Monday, August 19, 2013

1010Data Overview

UNDERLYING TECHNOLOGY

The 1010data analytics platform is an integrated stack that includes a proprietary database management system (DBMS), data integration tools, and a unique user interface (the Trillion-Row Spreadsheetsm.) The DBMS also supports a wide range of other interfaces, including an XML application program interface (API), ODBC, software development kits (SDKs) and a command-line tool.



DATABASE MANAGEMENT SYSTEM

1010data's proprietary DBMS is a columnar, MPP DBMS with an advanced, dynamic in-memory capability. It takes advantage of all available RAM and runs entirely in-memory given sufficient RAM, but it efficiently manages memory use when the size of the data exceeds available RAM.
The next-generation columnar technology is the result of over three decades of experience in the development and use of columnar databases in demanding environments.
This combination of technologies gives the platform unmatched performance and scalability. In fact 1010data regularly outperforms all competitors by an order of magnitude in highly controlled customer benchmarks, covering all aspects of the data management process, including data loading, extraction, querying, concurrency and resiliency.

IN-DATABASE ANALYTICS
The 1010data analytics platform incorporates a whole suite of advanced analytics not normally found in database management systems or spreadsheets. Methods like time-series analysis, regression analysis and statistical modeling are built into the platform, are easy to use, and are exceptionally fast.
Such functionality is only part of a broader range of supported "in-database" computations that allow analysts and data scientists to easily do things that normally require complex MapReduce programming.

STREAMLINED DATA INTEGRATION

"Best Practices"

Raw data, as it comes from its original source, is often unsuitable for analysis and reporting. In many cases it is "dirty", containing incorrect or invalid information due to human input error or machine malfunctions. In other cases it is too voluminous to process using conventional technologies. Standard practice is therefore to clean and summarize the data as it is loaded into the database, so that all reporting starts with the transformed data. This is the familiar data integration approach using an ETL (extract, transform and load) process.

Challenges

There are significant problems with the standard approach.
  1. Almost all transformations result in information loss. In the case of summarization this is patently obvious, but it is true even when data is cleansed.
  2. It takes a long time to figure out how to clean all the data and summarize it, and then to develop the ETL processes. The database cannot be built and delivered until all that work is done.

1010data's Way

1010data customers are able to take a different path. Our platform is powerful enough to support the analysis of raw data at its most granular level, and fast enough to allow analysts to cleanse the data on the fly. This gives users much faster access to data and an unmatched ability to analyze it in new ways.

SECURITY

1010data uses a risk-based approach in providing whatever level of security is appropriate, reasonable, and cost-effective for protecting your data, consistent with your regulatory and compliance regime (up to HIPAA-grade security.) Our baseline offering puts equipment in data centers with top grade environment and physical security, and above that adds excellent network and platform security and supplemental security controls when needed.
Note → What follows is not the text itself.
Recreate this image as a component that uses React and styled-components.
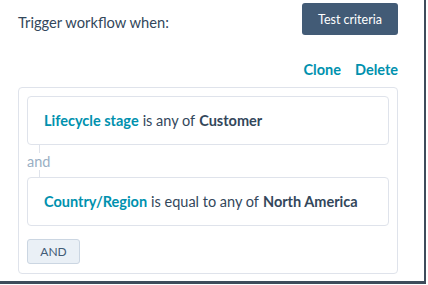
import React from "react";
import styled, { createGlobalStyle } from "styled-components";

const GlobalStyle = createGlobalStyle`
  html, body {
    margin: 0;
    padding: 0;
    background: #ffffff;
  }
  body {
    font-family: Lato, "Open Sans", sans-serif;
    color: #33475b;
  }
`;

const Frame = styled.div`
  width: 426px;
  height: 284px;
  box-sizing: border-box;
  border-right: 2px solid #3e4c5b;
  border-bottom: 3px solid #3e4c5b;
  background: #ffffff;
  padding: 3px 26px 0 18px;
`;

const Header = styled.div`
  display: flex;
  justify-content: space-between;
  align-items: flex-start;
  height: 32px;
`;

const Heading = styled.div`
  font-size: 14.7px;
  color: #33475b;
  padding-top: 10px;
`;

const Button = styled.button`
  font-family: inherit;
  height: 32px;
  width: 96px;
  border: none;
  border-radius: 3px;
  background: #425b76;
  color: #ffffff;
  font-size: 12.5px;
  padding: 0;
`;

const Actions = styled.div`
  display: flex;
  justify-content: flex-end;
  gap: 14px;
  margin-top: 26px;
  height: 18px;
  line-height: 18px;
`;

const Link = styled.span`
  color: #0091ae;
  font-size: 14.5px;
  font-weight: 700;
`;

const Group = styled.div`
  margin-top: 8px;
  border: 1px solid #dfe3eb;
  border-radius: 4px;
  padding: 8px;
  height: 187px;
  box-sizing: border-box;
`;

const Card = styled.div`
  border: 1px solid #dfe3eb;
  border-radius: 4px;
  height: 49px;
  box-sizing: border-box;
  display: flex;
  align-items: center;
  padding-left: 16px;
  font-size: 14.5px;
  color: #33475b;
`;

const Prop = styled.span`
  color: #0091ae;
  font-weight: 700;
  margin-right: 4px;
`;

const Value = styled.strong`
  font-weight: 700;
  margin-left: 4px;
`;

const Joiner = styled.div`
  position: relative;
  height: 32px;
  display: flex;
  align-items: center;
  font-size: 14.5px;
  color: #99afc4;
  &::before {
    content: "";
    position: absolute;
    left: 12px;
    top: 0;
    bottom: 0;
    border-left: 1px solid #dfe3eb;
  }
`;

const JoinText = styled.span`
  position: relative;
  background: #ffffff;
`;

const AndButton = styled.button`
  font-family: inherit;
  margin-top: 13px;
  width: 53px;
  height: 25px;
  border: 1px solid #cbd6e2;
  border-radius: 3px;
  background: #eaf0f6;
  color: #425b76;
  font-size: 12px;
  padding: 0;
`;

export default function App() {
  return (
    <>
      <GlobalStyle />
      <Frame>
        <Header>
          <Heading>Trigger workflow when:</Heading>
          <Button>Test criteria</Button>
        </Header>
        <Actions>
          <Link>Clone</Link>
          <Link>Delete</Link>
        </Actions>
        <Group>
          <Card>
            <Prop>Lifecycle stage</Prop> is any of <Value>Customer</Value>
          </Card>
          <Joiner>
            <JoinText>and</JoinText>
          </Joiner>
          <Card>
            <Prop>Country/Region</Prop> is equal to any of <Value>North America</Value>
          </Card>
          <AndButton>AND</AndButton>
        </Group>
      </Frame>
    </>
  );
}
Logical and physical access is limited to those specific, designated, trustworthy people who need it, and can be restricted to specific tables and rows containing only certain values in certain columns. Regular collaboration means we typically know our customers, and advise them on reducing risk by good data design (such as deidentifying or not even storing risky data with low analytical value.) We use strong cryptography to protect interactive sessions, and ensure confidentiality and integrity of data in transit and in archival storage. Data access can be limited to users on a customer's network, and we allow customers to substantially manage and log their users’ access to data.

RELIABILITY

1010data uses complementary mechanisms to contribute to high reliability. Data is hosted in datacenters (one or several) with the highest quality environment (power, cooling, and connectivity.) Within a datacenter, the data is stored on multiple servers (both for reliability and for performance.) Each server has RAID disk storage, so failure of a hard disk will only temporarily reduce performance. We offer several levels of BCP/Disaster Recovery protection depending on a customer's risk analysis, requirements for recovery times, and the amount of data involved. The reliability of our software is ensured through strict version control, and new releases are deployed to a customer only after the customer has tested the new version and approved its use.